Click generate/synthesize
Most generations complete in seconds to minutes
Longer scripts may take several minutes

3. Critical Listening Review:

Listen with fresh ears (take a break before reviewing if possible):

Listen for:

Mispronunciations
Awkward pacing (too fast/slow)
Unnatural emphasis
Missing pauses where needed
Tonal inconsistencies
Breathing sounds (if enabled)
Background artifacts

Review Techniques:

Listen on multiple devices
Listen at 1.5x speed (catches awkward pacing)
Listen while reading script (catches missed words)
Close your eyes and just listen (focus on sound quality)

4. Iterate and Improve:

If you find issues:

Edit script (adjust punctuation, rephrase awkward sentences)
Try different voice if current doesn’t fit
Adjust speed/pitch parameters
Add custom pauses with ellipses
Use phonetic spelling for mispronunciations
Regenerate problem sections only (most platforms allow this)

Step 6: Post-Processing (Optional)

For professional results, consider light post-production:

In Audacity (Free) or Adobe Audition (Pro):

Normalize Audio: Ensure consistent volume levels
Remove Silence: Trim excessive pauses at start/end
EQ Adjustment: Minor EQ to improve warmth or clarity
Compression: Gentle compression for consistent dynamics
Add Music: Background music for videos or podcasts
Export: High-quality MP3 or WAV

Simple Post-Processing Workflow:

Import AI-generated audio
Normalize to -3dB
Remove first/last 0.5 seconds (buffer silence)
Apply gentle compression (ratio 2:1, threshold -20dB)
Export as MP3 (192kbps or higher)

Voice Cloning: Creating Your Custom AI Voice

Voice cloning creates a digital copy of a specific voice - yours or someone else’s (with permission).

When to Clone a Voice

Good Reasons to Clone:

Creating consistent personal brand across content
Scaling your own content production without constant recording
Maintaining a specific voice for character or brand consistency
Preserving a voice for future use
Creating multilingual content in your voice

Not Recommended:

Cloning voices without explicit permission (legal and ethical issues)
Replacing voice actors entirely (quality may not match for all applications)
Content requiring subtle emotional nuance (human voices still superior)

Voice Cloning Process

Step 1: Record Voice Samples

Recording Requirements:

Duration: 1-30 minutes depending on platform and quality needs
- Basic cloning: 1-5 minutes
- High-quality cloning: 10-30 minutes
- Professional cloning: 30-60 minutes
Environment:
- Quiet room (no background noise)
- No echo or reverb
- Consistent acoustic environment
Equipment:
- Good quality microphone (USB mic minimum, XLR preferred)
- Pop filter (reduces harsh ‘p’ and ‘t’ sounds)
- Headphones for monitoring
Recording Technique:
- Speak naturally, not overly animated
- Maintain consistent distance from mic
- Show variety: different pitches, emotions, volumes
- Include all phonemes if possible (read diverse text)
- Avoid: coughing, lip smacks, mouth clicks

What to Read:

Most platforms provide suggested scripts covering all phonetic sounds. If creating your own:

Read diverse content (news articles, stories, technical content)
Include questions, statements, and exclamations
Vary emotional delivery
Maintain natural speaking pace

Step 2: Upload and Process

Upload your recording(s) to your chosen platform
Processing time varies: 10 minutes to 48 hours
You’ll receive notification when your cloned voice is ready

Step 3: Test and Refine

Generate test audio with varied content
Listen critically for:
- Accurate replication of vocal characteristics
- Natural sounding speech
- Pronunciation accuracy
- Emotional range
If quality is insufficient:
- Record additional samples (more data = better quality)
- Ensure cleaner recording environment
- Try different platform (quality varies)

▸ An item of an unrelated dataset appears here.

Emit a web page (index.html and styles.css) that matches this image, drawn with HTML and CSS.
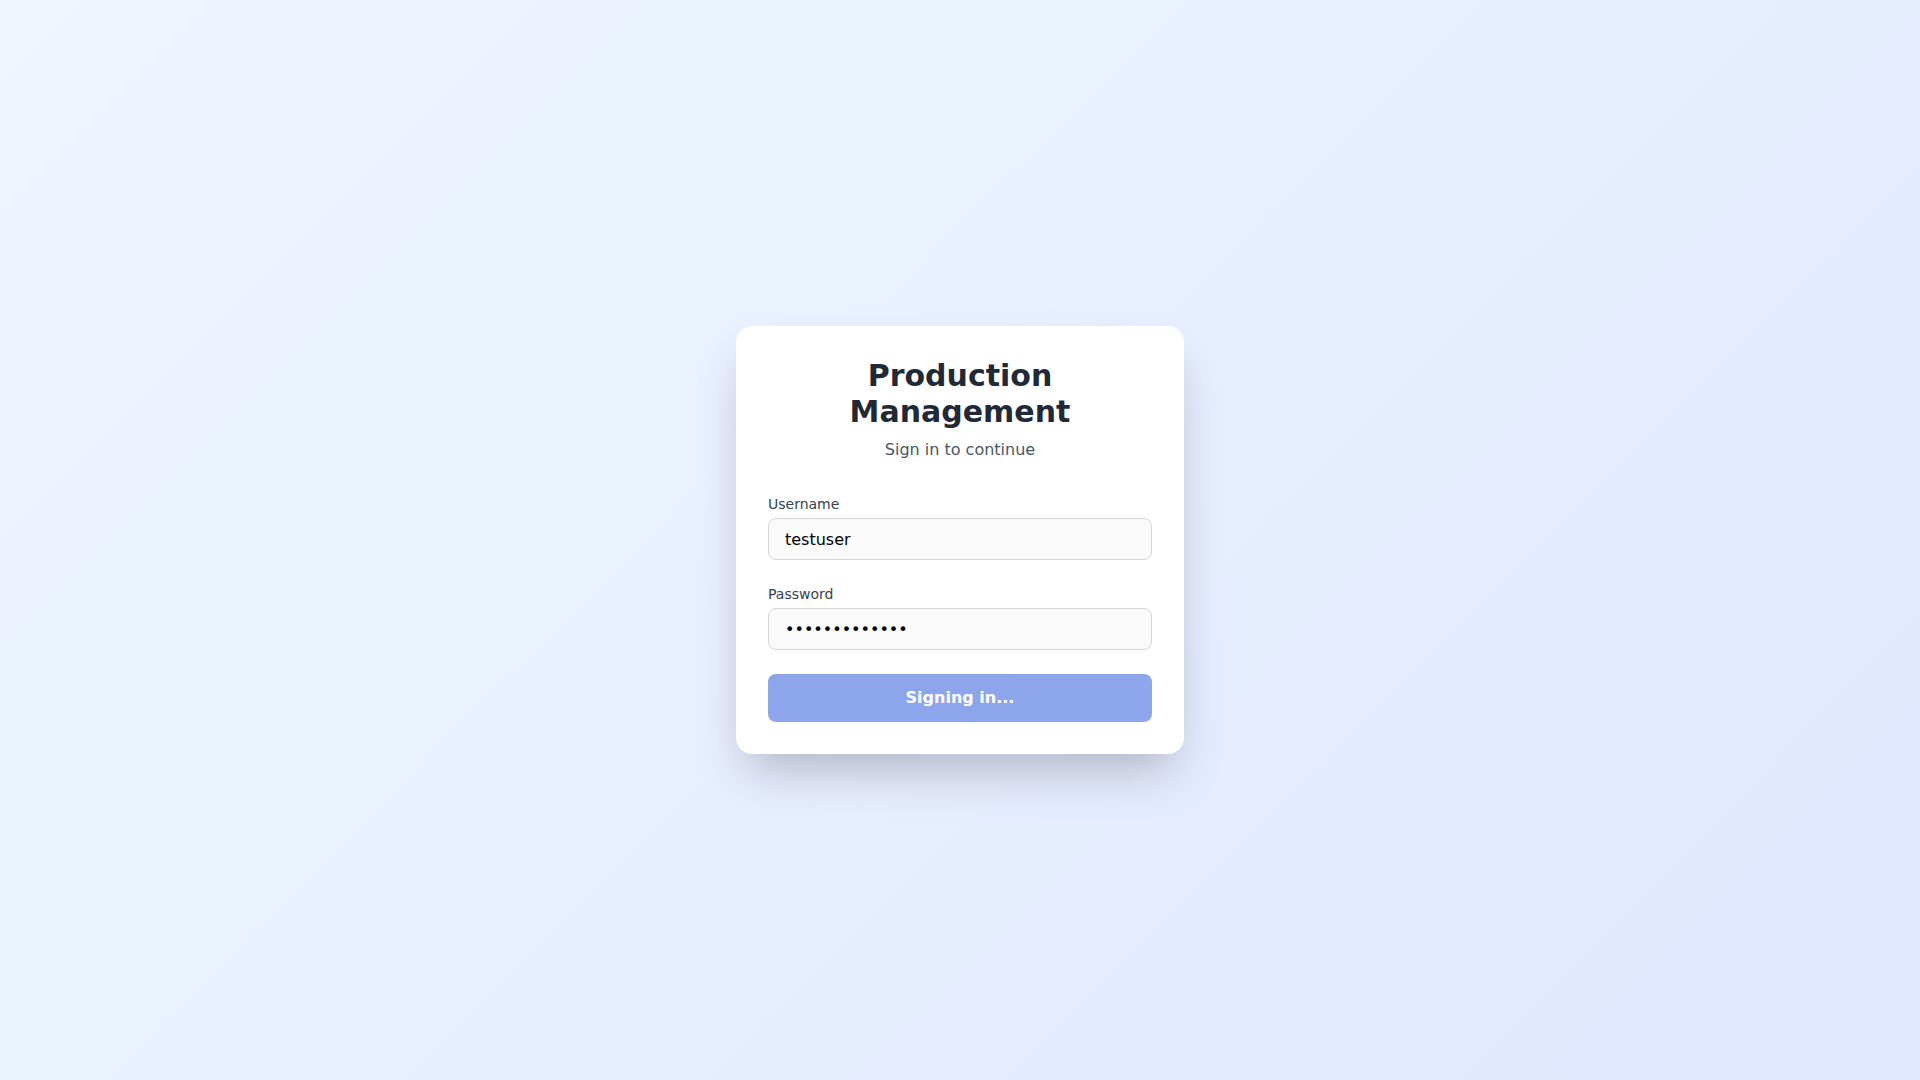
FILE: index.html
```html
<!DOCTYPE html>
<html lang="en">
<head>
<meta charset="utf-8">
<title>Production Management - Sign in</title>
<link rel="stylesheet" href="styles.css">
</head>
<body>
<main class="page">
  <div class="card">
    <div class="header">
      <h1 class="title">Production Management</h1>
      <p class="subtitle">Sign in to continue</p>
    </div>
    <form class="form" onsubmit="return false;">
      <div class="field">
        <label class="label" for="username">Username</label>
        <input class="input" id="username" type="text" value="testuser">
      </div>
      <div class="field">
        <label class="label" for="password">Password</label>
        <input class="input" id="password" type="password" value="password12345">
      </div>
      <button class="button" type="submit" disabled>Signing in...</button>
    </form>
  </div>
</main>
</body>
</html>
```

FILE: styles.css
```css
* { box-sizing: border-box; }
html, body { margin: 0; padding: 0; }
body {
  font-family: "DejaVu Sans", sans-serif;
  min-height: 100vh;
  background: linear-gradient(135deg, #eff6ff 0%, #e0e7ff 100%);
}
.page {
  min-height: 100vh;
  display: flex;
  align-items: center;
  justify-content: center;
}
.card {
  width: 448px;
  background: #ffffff;
  border-radius: 16px;
  padding: 32px;
  box-shadow: 0 25px 50px -12px rgba(0, 0, 0, 0.25);
}
.header {
  text-align: center;
  margin-bottom: 32px;
}
.title {
  margin: 0;
  font-size: 30px;
  line-height: 36px;
  font-weight: 700;
  color: #1f2937;
}
.subtitle {
  margin: 8px 0 0;
  font-size: 16px;
  line-height: 24px;
  color: #4b5563;
}
.form {
  display: flex;
  flex-direction: column;
  gap: 24px;
}
.field {
  display: flex;
  flex-direction: column;
}
.label {
  font-size: 14px;
  line-height: 20px;
  color: #374151;
  margin-bottom: 4px;
}
.input {
  width: 100%;
  height: 42px;
  padding: 8px 16px;
  font-family: "DejaVu Sans", sans-serif;
  font-size: 16px;
  line-height: 24px;
  color: #000000;
  background: #fafafa;
  border: 1px solid #d4d4d8;
  border-radius: 8px;
  outline: none;
}
.button {
  width: 100%;
  height: 48px;
  padding: 12px 16px;
  border: none;
  border-radius: 8px;
  background: #1d4ed8;
  opacity: 0.5;
  color: #ffffff;
  font-family: "DejaVu Sans", sans-serif;
  font-size: 16px;
  line-height: 24px;
  font-weight: 700;
  cursor: not-allowed;
}
```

Step 4: Use Your Cloned Voice

Once satisfied, your cloned voice works like any AI voice:

Type any text
Generate in your voice
Same speed, pitch, and emotion controls available

Ethical and Legal Considerations: Voice cloning technology is powerful and can be misused. Only clone voices you have explicit permission to clone. Many platforms require identity verification for voice cloning to prevent fraud and deepfakes. Always use AI voices responsibly and consider including disclaimers when publishing AI-generated voice content.

Advanced Techniques for Natural-Sounding AI Voices

Once you’ve mastered basics, these advanced techniques dramatically improve quality:

1. SSML (Speech Synthesis Markup Language)

SSML gives you fine-grained control over speech synthesis:

Common SSML Tags:

<!-- Emphasis -->
This is <emphasis level="strong">very important</emphasis>.

<!-- Breaks/Pauses -->
Wait for it<break time="2s"/>here it is!

<!-- Speed -->
<prosody rate="slow">Speak slowly here</prosody>

<!-- Pitch -->
<prosody pitch="high">Higher pitched voice</prosody>

<!-- Volume -->
<prosody volume="soft">Whisper this part</prosody>

<!-- Say-as (numbers, dates, etc.) -->
<say-as interpret-as="telephone">123-456-7890</say-as>
<say-as interpret-as="date" format="mdy">11/20/2025</say-as>

Using SSML:

Most professional platforms support SSML. Check documentation for:

Supported tags
Syntax requirements
Testing tools

2. Emotional Modulation

Newer AI voice tools support emotional parameters:

Emotion Tags:

[Excited] This is the most amazing product launch!
[Sad] Unfortunately, we have to share some difficult news.
[Confident] We're absolutely certain this will work.

Subtle Emotion:

Don’t overuse emotional tags (sounds artificial)
Reserve for key moments requiring emphasis
Neutral tone works for most content

3. Multi-Voice Scripts

For dialogues or conversations:

Dialogue Format:

[Voice1 - Professional Female]: Welcome to our podcast!
[Voice2 - Casual Male]: Thanks for having me on.
[Voice1 - Professional Female]: Let's dive into today's topic.

Applications:

Podcast interviews (when scheduling is impossible)
Educational dialogue
Character conversations in audiobooks
Role-playing scenarios in training

4. Strategic Silence and Pacing

Silence is powerful for comprehension:

Where to Add Pauses:

After important statements (let them sink in)
Before key questions (build anticipation)
Between major sections (transition marker)
After statistics or data points (processing time)

Example:

"Our revenue increased by 300% last quarter. [2 second pause]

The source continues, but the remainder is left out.